• _DATA SHOWN_
# # # # #

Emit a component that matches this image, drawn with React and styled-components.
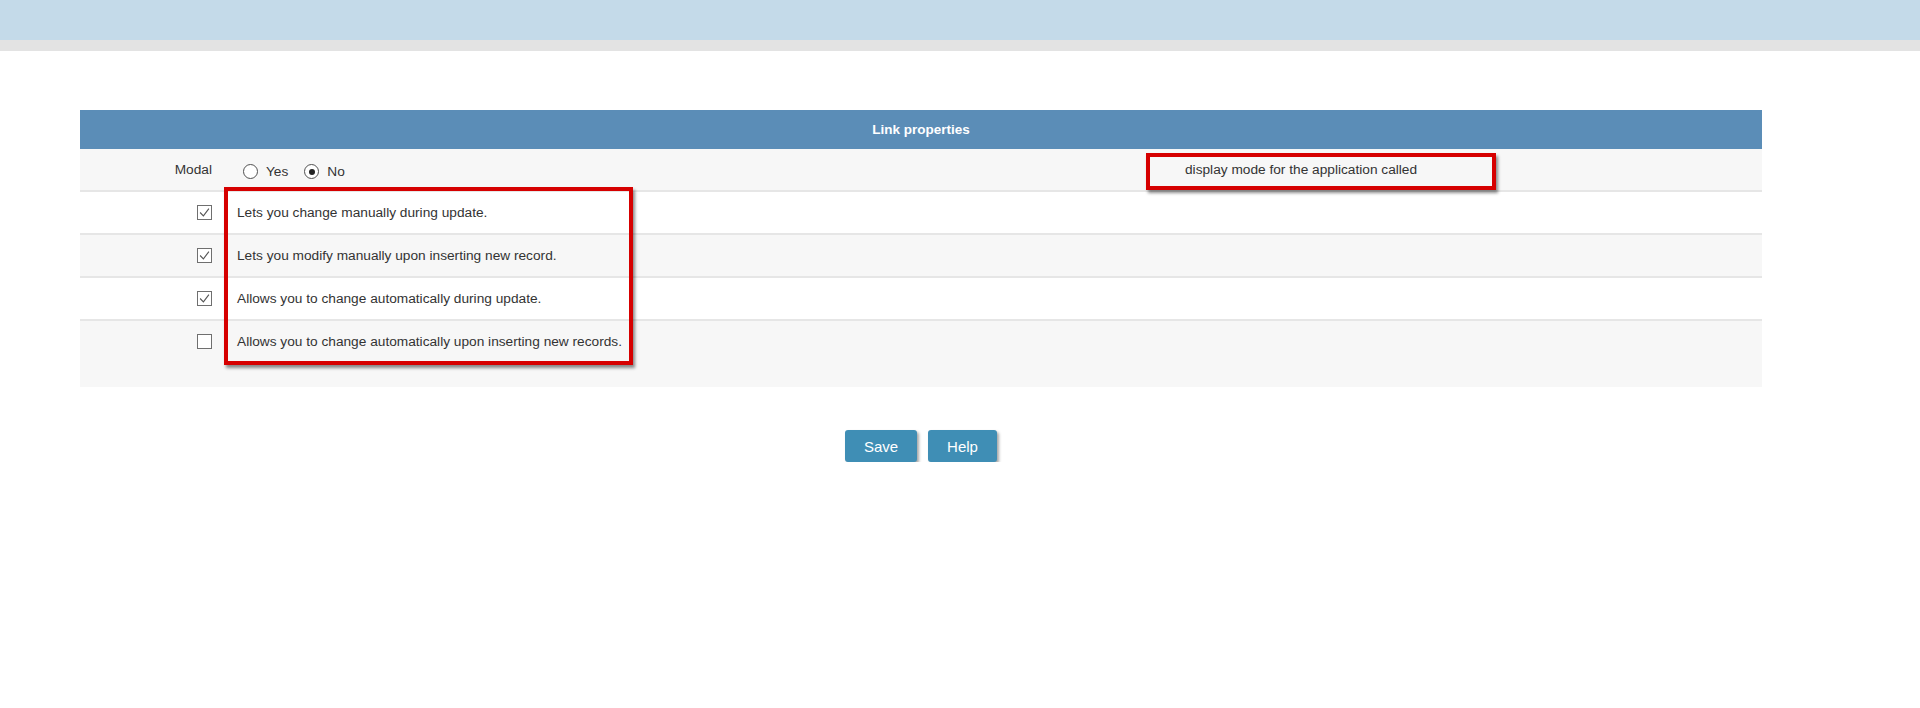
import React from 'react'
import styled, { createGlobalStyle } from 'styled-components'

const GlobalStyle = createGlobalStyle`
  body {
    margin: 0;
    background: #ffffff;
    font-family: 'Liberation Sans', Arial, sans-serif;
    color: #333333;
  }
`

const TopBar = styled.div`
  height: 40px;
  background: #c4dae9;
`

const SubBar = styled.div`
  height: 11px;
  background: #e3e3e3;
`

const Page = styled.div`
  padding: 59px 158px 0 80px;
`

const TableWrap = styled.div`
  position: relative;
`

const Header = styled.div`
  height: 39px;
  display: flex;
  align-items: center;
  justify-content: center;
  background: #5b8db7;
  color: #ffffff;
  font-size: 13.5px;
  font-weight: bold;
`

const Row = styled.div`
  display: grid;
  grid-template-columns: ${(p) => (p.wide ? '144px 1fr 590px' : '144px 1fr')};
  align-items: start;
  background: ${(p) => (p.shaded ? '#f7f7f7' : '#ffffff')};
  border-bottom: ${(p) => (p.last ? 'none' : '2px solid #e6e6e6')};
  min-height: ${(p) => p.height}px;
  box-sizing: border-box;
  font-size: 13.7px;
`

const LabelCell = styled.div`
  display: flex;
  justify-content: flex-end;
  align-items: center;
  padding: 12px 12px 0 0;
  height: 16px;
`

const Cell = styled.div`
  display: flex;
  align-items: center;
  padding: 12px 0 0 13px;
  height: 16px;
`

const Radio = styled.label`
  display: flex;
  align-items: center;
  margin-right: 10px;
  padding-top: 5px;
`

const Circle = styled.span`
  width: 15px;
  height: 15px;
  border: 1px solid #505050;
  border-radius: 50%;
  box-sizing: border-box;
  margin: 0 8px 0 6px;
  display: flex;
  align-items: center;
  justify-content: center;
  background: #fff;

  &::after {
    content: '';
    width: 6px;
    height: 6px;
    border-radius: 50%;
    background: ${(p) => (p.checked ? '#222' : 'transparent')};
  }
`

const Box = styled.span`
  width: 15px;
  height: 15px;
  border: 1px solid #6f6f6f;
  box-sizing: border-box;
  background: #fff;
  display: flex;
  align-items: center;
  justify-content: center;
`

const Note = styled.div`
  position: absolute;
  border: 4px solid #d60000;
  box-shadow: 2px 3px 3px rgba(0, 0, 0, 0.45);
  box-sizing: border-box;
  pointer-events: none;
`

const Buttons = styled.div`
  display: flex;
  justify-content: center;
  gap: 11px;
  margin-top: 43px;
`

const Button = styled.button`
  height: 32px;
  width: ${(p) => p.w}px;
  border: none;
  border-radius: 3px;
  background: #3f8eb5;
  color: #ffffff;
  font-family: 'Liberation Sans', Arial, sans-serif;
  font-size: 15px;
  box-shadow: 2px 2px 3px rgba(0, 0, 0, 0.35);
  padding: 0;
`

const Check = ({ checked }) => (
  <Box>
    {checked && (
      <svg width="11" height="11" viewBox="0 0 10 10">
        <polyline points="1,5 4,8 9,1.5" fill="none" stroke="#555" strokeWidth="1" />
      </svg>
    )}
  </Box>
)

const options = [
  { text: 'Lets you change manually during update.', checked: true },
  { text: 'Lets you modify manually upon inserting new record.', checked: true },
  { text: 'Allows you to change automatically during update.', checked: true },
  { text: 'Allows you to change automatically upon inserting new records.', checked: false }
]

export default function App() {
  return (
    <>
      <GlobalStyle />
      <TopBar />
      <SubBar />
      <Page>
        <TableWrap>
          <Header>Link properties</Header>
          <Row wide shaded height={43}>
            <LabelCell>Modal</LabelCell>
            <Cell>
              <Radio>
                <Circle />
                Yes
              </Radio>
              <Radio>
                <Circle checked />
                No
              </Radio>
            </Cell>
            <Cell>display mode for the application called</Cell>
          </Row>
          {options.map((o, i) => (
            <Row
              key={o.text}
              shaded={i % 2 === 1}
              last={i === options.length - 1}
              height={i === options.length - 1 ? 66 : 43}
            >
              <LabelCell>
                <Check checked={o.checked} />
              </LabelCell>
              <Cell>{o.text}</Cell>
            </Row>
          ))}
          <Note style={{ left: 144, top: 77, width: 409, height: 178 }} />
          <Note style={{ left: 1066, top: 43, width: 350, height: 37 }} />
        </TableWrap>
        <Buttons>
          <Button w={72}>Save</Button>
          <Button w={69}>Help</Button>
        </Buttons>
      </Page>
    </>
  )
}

# # # # #

• _DESCRIPTION OF THE TASK_
Without including any pictures, print all of the material exactly as given.

• _THE ANSWER_
Emit a component that matches this image, drawn with React and styled-components.
import React from 'react'
import styled, { createGlobalStyle } from 'styled-components'

const GlobalStyle = createGlobalStyle`
  body {
    margin: 0;
    background: #ffffff;
    font-family: 'Liberation Sans', Arial, sans-serif;
    color: #333333;
  }
`

const TopBar = styled.div`
  height: 40px;
  background: #c4dae9;
`

const SubBar = styled.div`
  height: 11px;
  background: #e3e3e3;
`

const Page = styled.div`
  padding: 59px 158px 0 80px;
`

const TableWrap = styled.div`
  position: relative;
`

const Header = styled.div`
  height: 39px;
  display: flex;
  align-items: center;
  justify-content: center;
  background: #5b8db7;
  color: #ffffff;
  font-size: 13.5px;
  font-weight: bold;
`

const Row = styled.div`
  display: grid;
  grid-template-columns: ${(p) => (p.wide ? '144px 1fr 590px' : '144px 1fr')};
  align-items: start;
  background: ${(p) => (p.shaded ? '#f7f7f7' : '#ffffff')};
  border-bottom: ${(p) => (p.last ? 'none' : '2px solid #e6e6e6')};
  min-height: ${(p) => p.height}px;
  box-sizing: border-box;
  font-size: 13.7px;
`

const LabelCell = styled.div`
  display: flex;
  justify-content: flex-end;
  align-items: center;
  padding: 12px 12px 0 0;
  height: 16px;
`

const Cell = styled.div`
  display: flex;
  align-items: center;
  padding: 12px 0 0 13px;
  height: 16px;
`

const Radio = styled.label`
  display: flex;
  align-items: center;
  margin-right: 10px;
  padding-top: 5px;
`

const Circle = styled.span`
  width: 15px;
  height: 15px;
  border: 1px solid #505050;
  border-radius: 50%;
  box-sizing: border-box;
  margin: 0 8px 0 6px;
  display: flex;
  align-items: center;
  justify-content: center;
  background: #fff;

  &::after {
    content: '';
    width: 6px;
    height: 6px;
    border-radius: 50%;
    background: ${(p) => (p.checked ? '#222' : 'transparent')};
  }
`

const Box = styled.span`
  width: 15px;
  height: 15px;
  border: 1px solid #6f6f6f;
  box-sizing: border-box;
  background: #fff;
  display: flex;
  align-items: center;
  justify-content: center;
`

const Note = styled.div`
  position: absolute;
  border: 4px solid #d60000;
  box-shadow: 2px 3px 3px rgba(0, 0, 0, 0.45);
  box-sizing: border-box;
  pointer-events: none;
`

const Buttons = styled.div`
  display: flex;
  justify-content: center;
  gap: 11px;
  margin-top: 43px;
`

const Button = styled.button`
  height: 32px;
  width: ${(p) => p.w}px;
  border: none;
  border-radius: 3px;
  background: #3f8eb5;
  color: #ffffff;
  font-family: 'Liberation Sans', Arial, sans-serif;
  font-size: 15px;
  box-shadow: 2px 2px 3px rgba(0, 0, 0, 0.35);
  padding: 0;
`

const Check = ({ checked }) => (
  <Box>
    {checked && (
      <svg width="11" height="11" viewBox="0 0 10 10">
        <polyline points="1,5 4,8 9,1.5" fill="none" stroke="#555" strokeWidth="1" />
      </svg>
    )}
  </Box>
)

const options = [
  { text: 'Lets you change manually during update.', checked: true },
  { text: 'Lets you modify manually upon inserting new record.', checked: true },
  { text: 'Allows you to change automatically during update.', checked: true },
  { text: 'Allows you to change automatically upon inserting new records.', checked: false }
]

export default function App() {
  return (
    <>
      <GlobalStyle />
      <TopBar />
      <SubBar />
      <Page>
        <TableWrap>
          <Header>Link properties</Header>
          <Row wide shaded height={43}>
            <LabelCell>Modal</LabelCell>
            <Cell>
              <Radio>
                <Circle />
                Yes
              </Radio>
              <Radio>
                <Circle checked />
                No
              </Radio>
            </Cell>
            <Cell>display mode for the application called</Cell>
          </Row>
          {options.map((o, i) => (
            <Row
              key={o.text}
              shaded={i % 2 === 1}
              last={i === options.length - 1}
              height={i === options.length - 1 ? 66 : 43}
            >
              <LabelCell>
                <Check checked={o.checked} />
              </LabelCell>
              <Cell>{o.text}</Cell>
            </Row>
          ))}
          <Note style={{ left: 144, top: 77, width: 409, height: 178 }} />
          <Note style={{ left: 1066, top: 43, width: 350, height: 37 }} />
        </TableWrap>
        <Buttons>
          <Button w={72}>Save</Button>
          <Button w={69}>Help</Button>
        </Buttons>
      </Page>
    </>
  )
}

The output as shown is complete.